20    I previously indicated in the reasons of 6 October 2020 that I would not be minded to accept the appointment of Ms Klewer herself as a litigation representative which would be the ordinary course. It is not necessary for me to speculate upon why it is that each of the persons who have been approached to act as a litigation representative has declined to do so. It is instead merely sufficient for me to observe that I do not think that a litigation representative is ever likely to be appointed in this proceeding.

21    The fact that the proceeding is not properly characterised as involving a want of prosecution under FCR r 5.22(d) does not mean that the Court has no power to deal with the matter. In the, perhaps, somewhat unusual circumstance of a stay being in place pending an appointment which it is now accepted is not likely ever to occur, it seems to me that the Court must have an inherent power to dismiss the proceedings. This is what I propose to do. The proceeding will be dismissed.

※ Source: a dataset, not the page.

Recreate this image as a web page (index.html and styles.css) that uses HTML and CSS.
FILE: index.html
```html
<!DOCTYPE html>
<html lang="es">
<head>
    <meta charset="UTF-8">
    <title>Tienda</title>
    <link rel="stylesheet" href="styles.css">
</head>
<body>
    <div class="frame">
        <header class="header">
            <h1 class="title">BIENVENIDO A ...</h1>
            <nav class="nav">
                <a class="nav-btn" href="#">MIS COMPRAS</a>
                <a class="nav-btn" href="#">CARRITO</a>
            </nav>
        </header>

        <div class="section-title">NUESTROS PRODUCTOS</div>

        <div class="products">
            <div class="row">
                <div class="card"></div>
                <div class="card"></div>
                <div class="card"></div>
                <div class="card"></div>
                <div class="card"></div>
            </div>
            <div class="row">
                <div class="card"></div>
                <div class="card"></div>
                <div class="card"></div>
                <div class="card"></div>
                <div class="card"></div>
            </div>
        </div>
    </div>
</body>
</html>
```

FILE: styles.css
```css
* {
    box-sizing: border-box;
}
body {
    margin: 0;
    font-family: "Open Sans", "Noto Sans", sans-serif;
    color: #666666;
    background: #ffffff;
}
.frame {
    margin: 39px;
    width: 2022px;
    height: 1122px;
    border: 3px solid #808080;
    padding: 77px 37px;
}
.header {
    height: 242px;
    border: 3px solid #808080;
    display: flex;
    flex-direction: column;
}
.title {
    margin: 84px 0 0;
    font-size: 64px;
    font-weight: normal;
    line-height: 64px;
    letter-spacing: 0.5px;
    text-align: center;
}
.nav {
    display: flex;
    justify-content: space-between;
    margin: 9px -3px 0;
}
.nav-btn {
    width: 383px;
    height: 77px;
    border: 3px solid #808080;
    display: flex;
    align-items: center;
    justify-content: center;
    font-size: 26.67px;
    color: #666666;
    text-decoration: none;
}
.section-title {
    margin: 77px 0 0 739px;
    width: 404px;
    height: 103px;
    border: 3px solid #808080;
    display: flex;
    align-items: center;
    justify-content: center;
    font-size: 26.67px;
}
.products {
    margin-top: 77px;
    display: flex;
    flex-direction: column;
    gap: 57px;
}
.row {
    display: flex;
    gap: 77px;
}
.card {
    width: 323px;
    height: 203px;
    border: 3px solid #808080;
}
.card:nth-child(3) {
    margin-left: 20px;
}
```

22    Following the delivery of the above reasons at the hearing, Ms Fisher indicated that the First Respondent did not seek costs. I therefore make no order as to costs. Although I floated the possibility at an earlier of hearing of considering on the present application whether I should direct the Registrar to commence proceedings against Ms Klewer seeking to have her declared a vexatious litigant, in the end I do not think her conduct of the present proceeding quite warrants taking that course. The case had a serious point to it and Ms Klewer, in her own way no doubt, did seek to procure the appointment of a litigation representative.

I certify that the preceding twenty-two (22) numbered paragraphs are a true copy of the Reasons for Judgment of the Honourable Justice Perram.